## Exercise aim
Read the records below and copy each line that contains "components".

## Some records

****

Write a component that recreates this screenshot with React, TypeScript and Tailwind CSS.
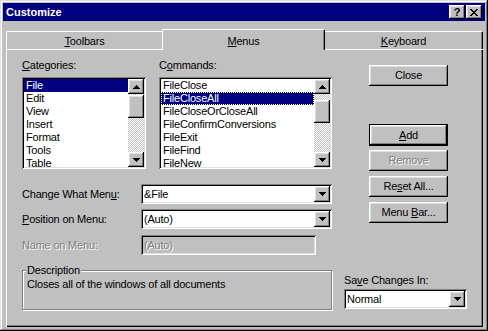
import React from 'react'

const raised = 'shadow-[inset_-1px_-1px_#000,inset_1px_1px_#fff,inset_-2px_-2px_#808080,inset_2px_2px_#dfdfdf]'
const defaultBtn = 'shadow-[inset_0_0_0_1px_#000,inset_-2px_-2px_#000,inset_2px_2px_#fff,inset_-3px_-3px_#808080,inset_3px_3px_#dfdfdf]'
const sunken = 'shadow-[inset_1px_1px_#808080,inset_-1px_-1px_#fff,inset_2px_2px_#000,inset_-2px_-2px_#dfdfdf]'
const disabledText = 'text-[#808080] [text-shadow:1px_1px_0_#fff]'

const DownArrow = () => (
  <svg width="7" height="4" viewBox="0 0 7 4" shapeRendering="crispEdges">
    <path d="M0 0h7v1H0zM1 1h5v1H1zM2 2h3v1H2zM3 3h1v1H3z" fill="#000" />
  </svg>
)

const UpArrow = () => (
  <svg width="7" height="4" viewBox="0 0 7 4" shapeRendering="crispEdges">
    <path d="M3 0h1v1H3zM2 1h3v1H2zM1 2h5v1H1zM0 3h7v1H0z" fill="#000" />
  </svg>
)

const CloseGlyph = () => (
  <svg width="8" height="7" viewBox="0 0 8 7" shapeRendering="crispEdges">
    <path
      d="M0 0h2v1H0zM6 0h2v1H6zM1 1h2v1H1zM5 1h2v1H5zM2 2h4v1H2zM3 3h2v1H3zM2 4h4v1H2zM1 5h2v1H1zM5 5h2v1H5zM0 6h2v1H0zM6 6h2v1H6z"
      fill="#000"
    />
  </svg>
)

const ScrollBar = ({ thumbClass }: { thumbClass: string }) => (
  <div className="flex w-[16px] flex-col">
    <div className={`flex h-[15px] items-center justify-center bg-[#c0c0c0] ${raised}`}>
      <UpArrow />
    </div>
    <div className="flex-1 bg-[image:repeating-conic-gradient(#c0c0c0_0_25%,#fff_0_50%)] bg-[length:2px_2px]">
      <div className={`h-[23px] bg-[#c0c0c0] ${raised} ${thumbClass}`} />
    </div>
    <div className={`flex h-[15px] items-center justify-center bg-[#c0c0c0] ${raised}`}>
      <DownArrow />
    </div>
  </div>
)

type ListProps = { items: string[]; selected: number; focused?: boolean; thumbClass: string }

const ListBox = ({ items, selected, focused, thumbClass }: ListProps) => (
  <div className={`flex h-[92px] bg-white p-[2px] ${sunken}`}>
    <div className="flex-1 overflow-hidden">
      {items.map((item, i) => (
        <div
          key={item}
          className={`h-[13px] pl-[2px] leading-[12px] whitespace-nowrap ${
            i === selected ? 'bg-[#000080] text-white' : 'text-black'
          } ${i === selected && focused ? 'outline-1 -outline-offset-1 outline-dotted outline-[#ffff80]' : ''}`}
        >
          {item}
        </div>
      ))}
    </div>
    <ScrollBar thumbClass={thumbClass} />
  </div>
)

const Combo = ({ value, className }: { value: string; className: string }) => (
  <div className={`flex h-[20px] items-center bg-white p-[2px] ${sunken} ${className}`}>
    <span className="flex-1 pl-[1px] leading-[13px] text-black">{value}</span>
    <div className={`flex h-[16px] w-[16px] items-center justify-center bg-[#c0c0c0] ${raised}`}>
      <DownArrow />
    </div>
  </div>
)

const Btn = ({ children, isDefault, className }: { children: React.ReactNode; isDefault?: boolean; className?: string }) => (
  <button
    className={`flex w-[79px] items-center justify-center bg-[#c0c0c0] leading-[13px] ${
      isDefault ? `h-[22px] ${defaultBtn}` : `h-[21px] ${raised}`
    } ${className ?? ''}`}
  >
    <span className="whitespace-pre">{children}</span>
  </button>
)

export default function App() {
  return (
    <div
      className={`h-[331px] w-[488px] overflow-hidden bg-[#c0c0c0] p-[3px] font-['Liberation_Sans',Arial,sans-serif] text-[11px] tracking-[-0.2px] text-black shadow-[inset_-1px_-1px_#000,inset_1px_1px_#dfdfdf,inset_-2px_-2px_#808080,inset_2px_2px_#fff]`}
    >
      {/* title bar */}
      <div className="flex h-[18px] items-center bg-[#000080] pl-[3px] pr-[3px]">
        <span className="flex-1 text-[11px] font-bold tracking-normal text-white">Customize</span>
        <div className={`flex h-[14px] w-[16px] items-center justify-center bg-[#c0c0c0] ${raised}`}>
          <span className="text-[11px] leading-[11px] font-bold tracking-normal">?</span>
        </div>
        <div className={`ml-px flex h-[14px] w-[16px] items-center justify-center bg-[#c0c0c0] ${raised}`}>
          <CloseGlyph />
        </div>
      </div>

      {/* tabs */}
      <div className="mt-[8px] ml-[3px] flex h-[20px] items-end">
        <div className="h-[18px] w-[156px] rounded-tl-[2px] border-t border-l border-t-white border-l-white pt-[3px] text-center leading-[13px]">
          <u>T</u>oolbars
        </div>
        <div className="relative z-10 -mb-px h-[21px] w-[163px] rounded-t-[2px] border-t border-r border-l border-t-white border-r-black border-l-white bg-[#c0c0c0] pt-[5px] text-center leading-[13px] shadow-[inset_-1px_0_#808080]">
          <u>M</u>enus
        </div>
        <div className="h-[18px] w-[158px] rounded-tr-[2px] border-t border-r border-t-white border-r-black pt-[3px] text-center leading-[13px] shadow-[inset_-1px_0_#808080]">
          <u>K</u>eyboard
        </div>
      </div>

      {/* tab panel */}
      <div className="ml-[3px] flex h-[278px] w-[477px] flex-col pt-[10px] pl-[16px] shadow-[inset_1px_1px_#fff,inset_-1px_-1px_#000,inset_-2px_-2px_#808080]">
        <div className="flex items-start">
          <div className="flex w-[310px] flex-col">
            <div className="flex gap-[13px]">
              <div className="w-[124px]">
                <div className="h-[18px] leading-[13px]">
                  <u>C</u>ategories:
                </div>
                <ListBox
                  items={['File', 'Edit', 'View', 'Insert', 'Format', 'Tools', 'Table']}
                  selected={0}
                  thumbClass="mt-px"
                />
              </div>
              <div className="w-[173px]">
                <div className="h-[18px] leading-[13px]">
                  C<u>o</u>mmands:
                </div>
                <ListBox
                  items={[
                    'FileClose',
                    'FileCloseAll',
                    'FileCloseOrCloseAll',
                    'FileConfirmConversions',
                    'FileExit',
                    'FileFind',
                    'FileNew',
                  ]}
                  selected={1}
                  focused
                  thumbClass="mt-[6px]"
                />
              </div>
            </div>

            <div className="mt-[15px] flex h-[20px] items-center">
              <span className="w-[119px] leading-[13px]">
                Change What Men<u>u</u>:
              </span>
              <Combo value="&File" className="w-[191px]" />
            </div>
            <div className="mt-[5px] flex h-[20px] items-center">
              <span className="w-[119px] leading-[13px]">
                <u>P</u>osition on Menu:
              </span>
              <Combo value="(Auto)" className="w-[191px]" />
            </div>
            <div className="mt-[6px] flex h-[20px] items-center">
              <span className={`w-[119px] leading-[13px] ${disabledText}`}>Name on Menu:</span>
              <div className={`flex h-[20px] w-[175px] items-center bg-[#c0c0c0] p-[2px] ${sunken}`}>
                <span className={`pl-[1px] leading-[13px] ${disabledText}`}>(Auto)</span>
              </div>
            </div>
          </div>

          <div className="ml-[37px] flex flex-col pt-[6px]">
            <Btn>Close</Btn>
            <Btn isDefault className="mt-[38px]">
              <u>A</u>dd
            </Btn>
            <Btn className="mt-[4px]">
              <span className={disabledText}>Remove</span>
            </Btn>
            <Btn className="mt-[5px]">
              Re<u>s</u>et All...
            </Btn>
            <Btn className="mt-[5px]">
              {'Menu '}
              <u>B</u>ar...
            </Btn>
          </div>
        </div>

        <div className="mt-[15px] flex items-start">
          <div className="relative h-[40px] w-[310px] border border-[#808080] pt-[7px] pl-[4px] leading-[13px] shadow-[inset_1px_1px_#fff,1px_1px_#fff]">
            <span className="absolute -top-[7px] left-[3px] bg-[#c0c0c0] px-px leading-[13px]">Description</span>
            Closes all of the windows of all documents
          </div>
          <div className="ml-[12px] flex w-[123px] flex-col">
            <div className="mt-[4px] h-[13px] leading-[13px]">
              Sa<u>v</u>e Changes In:
            </div>
            <Combo value="Normal" className="mt-[2px] w-[123px]" />
          </div>
        </div>
      </div>
    </div>
  )
}
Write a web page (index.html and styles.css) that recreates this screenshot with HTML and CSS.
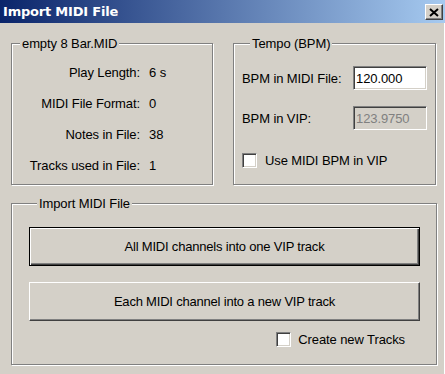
FILE: index.html
```html
<!DOCTYPE html>
<html lang="en">
<head>
    <meta charset="UTF-8">
    <meta name="viewport" content="width=device-width, initial-scale=1.0">
    <title>Import MIDI File</title>
    <link rel="stylesheet" href="styles.css">
</head>
<body>
    <div class="window">
        <!-- Title bar -->
        <div class="title-bar">
            <span class="title">Import MIDI File</span>
            <button class="close-btn" aria-label="Close">
                <svg width="10" height="9" viewBox="0 0 10 9">
                    <path d="M1 1 L9 8 M9 1 L1 8" stroke="#000" stroke-width="2" fill="none"/>
                </svg>
            </button>
        </div>

        <div class="dialog-body">
            <div class="top-row">
                <!-- File info group -->
                <fieldset class="group file-info">
                    <legend>empty 8 Bar.MID</legend>
                    <div class="info-grid">
                        <span class="label">Play Length:</span><span>6 s</span>
                        <span class="label">MIDI File Format:</span><span>0</span>
                        <span class="label">Notes in File:</span><span>38</span>
                        <span class="label">Tracks used in File:</span><span>1</span>
                    </div>
                </fieldset>

                <!-- Tempo group -->
                <fieldset class="group tempo">
                    <legend>Tempo (BPM)</legend>
                    <div class="tempo-grid">
                        <span>BPM in MIDI File:</span>
                        <input class="text-field" type="text" value="120.000">
                        <span class="muted-label">BPM in VIP:</span>
                        <input class="text-field disabled" type="text" value="123.9750" disabled>
                    </div>
                    <label class="check-row">
                        <span class="checkbox"></span>
                        Use MIDI BPM in VIP
                    </label>
                </fieldset>
            </div>

            <!-- Import buttons -->
            <fieldset class="group import">
                <legend>Import MIDI File</legend>
                <button class="push-btn default">All MIDI channels into one VIP track</button>
                <button class="push-btn">Each MIDI channel into a new VIP track</button>
                <label class="check-row new-tracks">
                    <span class="checkbox"></span>
                    Create new Tracks
                </label>
            </fieldset>
        </div>
    </div>
</body>
</html>
```

FILE: styles.css
```css
body {
    margin: 0;
    padding: 0;
    background-color: #d4d0c8;
    font-family: "Liberation Sans", Arial, sans-serif;
    font-size: 13px;
    letter-spacing: -0.1px;
    color: #000;
}

.window {
    width: 445px;
    height: 374px;
    background-color: #d4d0c8;
    box-sizing: border-box;
    box-shadow: inset -1px 0 0 #ffffff;
}

/* Title bar with classic gradient */
.title-bar {
    height: 23px;
    display: flex;
    justify-content: space-between;
    align-items: center;
    padding: 0 2px 0 3px;
    background: linear-gradient(to right, #0a246a, #a6caf0);
    box-sizing: border-box;
}

.title {
    color: #fff;
    font-family: "DejaVu Sans", Verdana, sans-serif;
    font-weight: bold;
    font-size: 13px;
    letter-spacing: -0.2px;
}

.close-btn {
    width: 18px;
    height: 16px;
    padding: 0;
    display: flex;
    align-items: center;
    justify-content: center;
    background-color: #d4d0c8;
    border: 1px solid;
    border-color: #fff #404040 #404040 #fff;
    box-shadow: inset -1px -1px 0 #808080;
    margin-top: 1px;
}

.dialog-body {
    padding: 13px 8px 0 11px;
}

.top-row {
    display: flex;
    gap: 20px;
}

/* Etched group box */
.group {
    margin: 0;
    padding: 0;
    min-width: 0;
    box-sizing: border-box;
    border: 1px solid #808080;
    box-shadow: inset 1px 1px 0 #fff, 1px 1px 0 #fff;
}

.group legend {
    padding: 0 2px;
    margin-left: 8px;
    line-height: 15px;
    background-color: #d4d0c8;
}

.file-info {
    width: 202px;
    height: 149px;
}

.tempo {
    width: 203px;
    height: 149px;
    padding: 15px 8px 0 8px;
}

.info-grid {
    display: grid;
    grid-template-columns: 128px auto;
    grid-auto-rows: 31px;
    column-gap: 9px;
    align-items: center;
    padding-top: 6px;
}

.info-grid .label {
    text-align: right;
}

.tempo-grid {
    display: grid;
    grid-template-columns: 1fr 74px;
    grid-auto-rows: 24px;
    row-gap: 16px;
    align-items: center;
}

/* Sunken edit box */
.text-field {
    width: 74px;
    height: 24px;
    box-sizing: border-box;
    margin: 0;
    padding: 1px 2px 0;
    font-family: "Liberation Sans", Arial, sans-serif;
    font-size: 13px;
    letter-spacing: -0.1px;
    color: #000;
    background-color: #fff;
    border: 1px solid;
    border-color: #808080 #fff #fff #808080;
    box-shadow: inset 1px 1px 0 #404040, inset -1px -1px 0 #d4d0c8;
    outline: none;
}

.text-field.disabled {
    background-color: #d4d0c8;
    color: #808080;
}

.check-row {
    display: flex;
    align-items: center;
    gap: 8px;
    margin-top: 23px;
}

.checkbox {
    width: 15px;
    height: 15px;
    box-sizing: border-box;
    background-color: #fff;
    border: 1px solid;
    border-color: #808080 #fff #fff #808080;
    box-shadow: inset 1px 1px 0 #404040, inset -1px -1px 0 #d4d0c8;
}

.import {
    margin-top: 11px;
    width: 426px;
    height: 169px;
    padding: 16px 16px 0 17px;
    display: flex;
    flex-direction: column;
    gap: 16px;
}

/* Raised push buttons */
.push-btn {
    width: 391px;
    height: 39px;
    margin: 0;
    font-family: "Liberation Sans", Arial, sans-serif;
    font-size: 13px;
    letter-spacing: -0.2px;
    color: #000;
    background-color: #d4d0c8;
    border: 1px solid;
    border-color: #fff #404040 #404040 #fff;
    box-shadow: inset -1px -1px 0 #808080;
}

.push-btn.default {
    border-color: #000;
    box-shadow: inset 1px 1px 0 #fff, inset -1px -1px 0 #404040, inset -2px -2px 0 #808080;
}

.check-row.new-tracks {
    margin-top: -5px;
    align-self: flex-end;
    margin-right: 15px;
    gap: 7px;
}
```
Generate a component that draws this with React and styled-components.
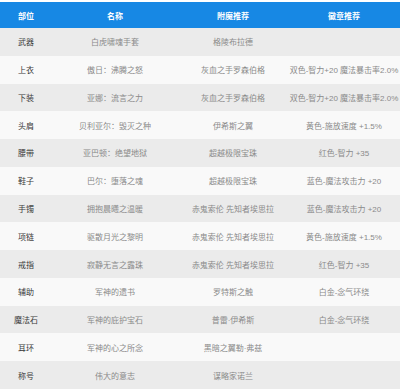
import styled, { createGlobalStyle } from "styled-components";

const GlobalStyle = createGlobalStyle`
  html, body {
    margin: 0;
    padding: 0;
    background: #ffffff;
  }
  body {
    font-family: "Liberation Sans", "Noto Sans CJK SC", sans-serif;
  }
`;

const Table = styled.div`
  margin-top: 2px;
  width: 400px;
  height: 387px;
  display: grid;
  grid-template-columns: 52px 126px 110px 112px;
  grid-template-rows: 26px repeat(13, 1fr);
`;

const Row = styled.div`
  display: contents;
`;

const HeadCell = styled.div`
  background: #1788e4;
  color: #ffffff;
  font-size: 8px;
  font-weight: bold;
  display: flex;
  align-items: center;
  justify-content: center;
  white-space: nowrap;
`;

const Cell = styled.div`
  background: ${(p) => (p.$odd ? "#ebebeb" : "#f9f9f9")};
  color: ${(p) => (p.$first ? "#3a3a3a" : "#8a8a8a")};
  font-size: 8px;
  display: flex;
  align-items: center;
  justify-content: center;
  white-space: nowrap;
`;

const rows = [
  ["武器", "白虎啸魂手套", "格陵布拉德", ""],
  ["上衣", "傲日：沸腾之怒", "灰血之手罗森伯格", "双色-智力+20 魔法暴击率2.0%"],
  ["下装", "亚娜：流言之力", "灰血之手罗森伯格", "双色-智力+20 魔法暴击率2.0%"],
  ["头肩", "贝利亚尔：毁灭之种", "伊希斯之翼", "黄色-施放速度 +1.5%"],
  ["腰带", "亚巴顿：绝望地狱", "超越极限宝珠", "红色-智力 +35"],
  ["鞋子", "巴尔：堕落之魂", "超越极限宝珠", "蓝色-魔法攻击力 +20"],
  ["手镯", "拥抱晨曦之温暖", "赤鬼索伦 先知者埃思拉", "蓝色-魔法攻击力 +20"],
  ["项链", "驱散月光之黎明", "赤鬼索伦 先知者埃思拉", "黄色-施放速度 +1.5%"],
  ["戒指", "寂静无言之露珠", "赤鬼索伦 先知者埃思拉", "红色-智力 +35"],
  ["辅助", "军神的遗书", "罗特斯之触", "白金-念气环绕"],
  ["魔法石", "军神的庇护宝石", "普雷·伊希斯", "白金-念气环绕"],
  ["耳环", "军神的心之所念", "黑暗之翼勒·弗兹", ""],
  ["称号", "伟大的意志", "谋略家诺兰", ""],
];

export default function App() {
  return (
    <>
      <GlobalStyle />
      <Table>
        <Row>
          <HeadCell>部位</HeadCell>
          <HeadCell>名称</HeadCell>
          <HeadCell>附魔推荐</HeadCell>
          <HeadCell>徽章推荐</HeadCell>
        </Row>
        {rows.map((r, i) => (
          <Row key={r[0]}>
            {r.map((c, j) => (
              <Cell key={j} $odd={i % 2 === 0} $first={j === 0}>
                {c}
              </Cell>
            ))}
          </Row>
        ))}
      </Table>
    </>
  );
}
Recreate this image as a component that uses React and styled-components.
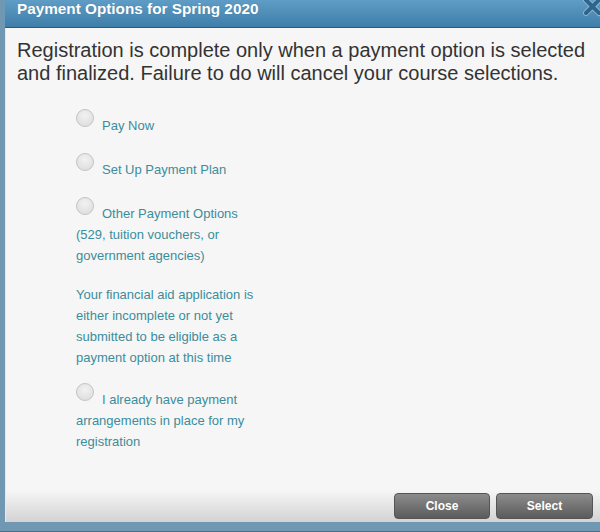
import React from 'react';
import styled, { createGlobalStyle } from 'styled-components';

const GlobalStyle = createGlobalStyle`
    html, body {
        margin: 0;
        padding: 0;
        background: #7098b3;
    }
    body {
        font-family: "Liberation Sans", Arial, sans-serif;
    }
`;

const Frame = styled.div`
    width: 600px;
    height: 532px;
    box-sizing: border-box;
    padding: 0 0 9px 5px;
    display: flex;
    flex-direction: column;
    background: #7098b3;
    border-bottom: 1px solid #4f6f85;
    overflow: hidden;
`;

const TitleBar = styled.div`
    position: relative;
    height: 27px;
    flex: none;
    display: flex;
    align-items: flex-start;
    padding-left: 12px;
    background: linear-gradient(to bottom, #5f9dc6, #3f7ea9);
    border-bottom: 1px solid #2b5a7c;
    color: #fff;
    font-size: 15.3px;
    font-weight: bold;
    line-height: 18px;
    text-shadow: 0 0 1px rgba(0, 0, 0, 0.2);
`;

const CloseX = styled.svg`
    position: absolute;
    top: -3px;
    right: -4px;
`;

const Body = styled.div`
    flex: 1;
    min-height: 0;
    display: flex;
    flex-direction: column;
    background: #f6f6f6;
    border-left: 1px solid #e3e9ee;
`;

const Content = styled.div`
    flex: 1;
    min-height: 0;
    overflow: hidden;
    padding: 11px 0 0 11px;
`;

const Intro = styled.p`
    margin: 0;
    font-size: 20px;
    line-height: 23px;
    color: #333;
`;

const Options = styled.div`
    width: 195px;
    margin: 24px 0 0 59px;
    font-size: 13px;
    line-height: 21px;
    color: #3b8d9c;
`;

const Option = styled.div`
    margin-bottom: ${(p) => (p.gap === undefined ? 17 : p.gap)}px;
`;

const Note = styled.div`
    margin: 18px 0 15px;
`;

const Radio = styled.span`
    display: inline-block;
    width: 16px;
    height: 16px;
    border-radius: 50%;
    border: 1px solid #c4c4c4;
    background: radial-gradient(circle at 50% 35%, #f2f2f2, #dadada);
    vertical-align: 3px;
    margin-right: 8px;
`;

const Footer = styled.div`
    height: 32px;
    flex: none;
    display: flex;
    justify-content: flex-end;
    align-items: flex-start;
    gap: 6px;
    padding: 3px 7px 0 0;
    box-sizing: border-box;
    background: linear-gradient(to bottom, #f6f6f6, #d3d3d3);
`;

const Button = styled.button`
    width: ${(p) => p.w}px;
    height: 26px;
    border: 1px solid #555;
    border-radius: 4px;
    background: linear-gradient(to bottom, #8c8c8c, #5b5b5b);
    color: #fff;
    font-family: "Liberation Sans", Arial, sans-serif;
    font-size: 12px;
    font-weight: bold;
    padding: 0;
`;

const App = () => {
    return (
        <>
            <GlobalStyle />
            <Frame>
                <TitleBar>
                    Payment Options for Spring 2020
                    <CloseX width="22" height="20" viewBox="0 0 22 20">
                        <path d="M4 3 L17 16 M17 3 L4 16" stroke="#8fb8d4" strokeWidth="6" strokeLinecap="round" />
                        <path d="M4 3 L17 16 M17 3 L4 16" stroke="#2f658c" strokeWidth="4" strokeLinecap="round" />
                    </CloseX>
                </TitleBar>
                <Body>
                    <Content>
                        <Intro>
                            Registration is complete only when a payment option is selected
                            and finalized. Failure to do will cancel your course selections.
                        </Intro>
                        <Options>
                            <Option><Radio />Pay Now</Option>
                            <Option><Radio />Set Up Payment Plan</Option>
                            <Option gap={0}>
                                <Radio />Other Payment Options (529, tuition vouchers, or government agencies)
                            </Option>
                            <Note>
                                Your financial aid application is either incomplete or not yet
                                submitted to be eligible as a payment option at this time
                            </Note>
                            <Option>
                                <Radio />I already have payment arrangements in place for my registration
                            </Option>
                        </Options>
                    </Content>
                    <Footer>
                        <Button w={96}>Close</Button>
                        <Button w={97}>Select</Button>
                    </Footer>
                </Body>
            </Frame>
        </>
    );
};

export default App;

****

## Final answer
Generate a component that draws this with React and styled-components.
import styled, { createGlobalStyle } from "styled-components";
Recreate this image as a component that uses React and styled-components.
import styled, { createGlobalStyle } from 'styled-components';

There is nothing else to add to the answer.